Posted : 10 years, 4 months ago on 7 January 2014 09:02

The 1960s were an interesting time for the western. The Searchers in 1956 pointed the way towards the revisionism and hard look at the genres racial attitudes, and by the time that films like The Good, the Bad and the Ugly and Hombre came around, the western was an all-new, slightly foreign genre. The clothing and vast desert wastelands remained the same, but suddenly there wasn’t the black and white moralizing. Shades of grey had taken over, and the western became a safe place to explore racial attitudes of the day by wrapping them up in garments from the Wild West.

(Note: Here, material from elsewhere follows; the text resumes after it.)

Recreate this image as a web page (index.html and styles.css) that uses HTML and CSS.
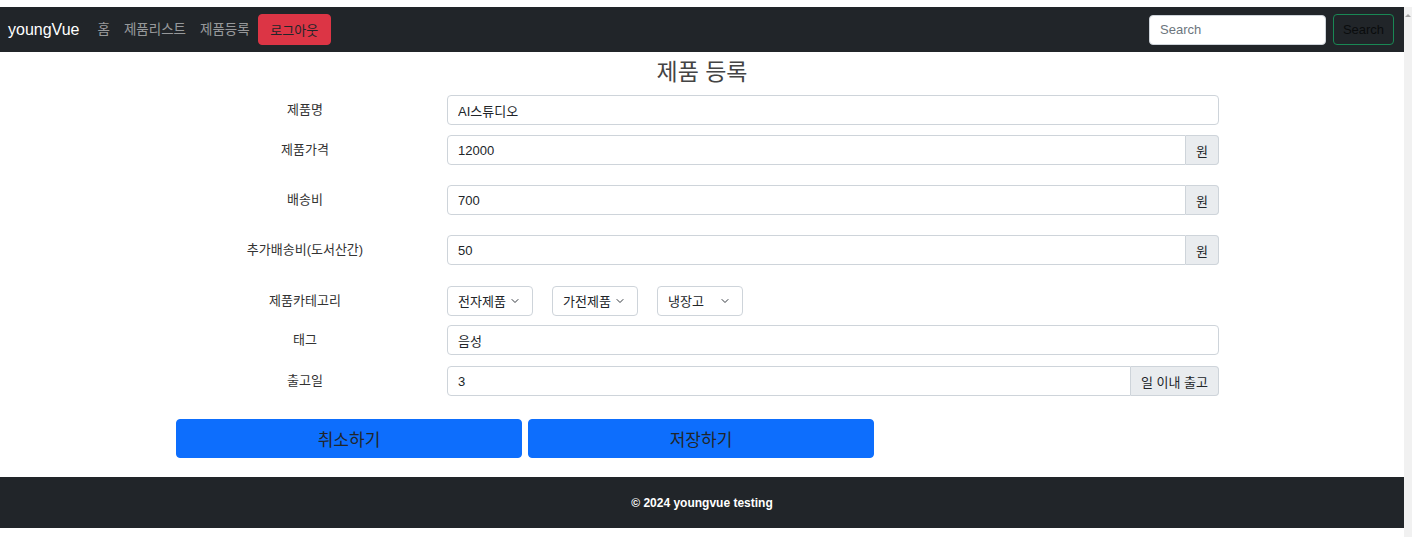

Hombre borrows the central conceit from another Ford classic, Stagecoach, in that it views the stagecoach as a small fragment in which to explore the greater outlook of life. It also borrows the central character being something of an anti-hero, a tortured man who doesn’t fit entirely in any one place but makes his home wherever he wanders but would like to make a connection with someone. Of course, John Wayne wasn’t playing an American Indian like Paul Newman is here, but that is eventually explained. Hombre is a white man who was raised as an Apache and exists in an existential area where he doesn’t feel comfortable in either world.

Newman’s performance relies a lot upon his good-looks staring soulfully outwards and laying bare raw emotions of crisis and longing for a whole identity. Sure Hombre lacks originality in many of its narrative structures and character developments, but a well-worn genre done very well is always a great thing to view. And Hombre is very much a very well made piece of genre movie-making. Of course there’s a big shootout at the very end, the characters all come to respect the main character, and he does find his place in society, but that isn’t what stuck with me. Reread what I’ve written and you’ll see an emphasis placed on the film’s identity politics. That is what stuck with me, and when Hombre focuses in on the character’s journey of coming to terms with himself it moves with a grace and intelligence that is quite pleasing to behold.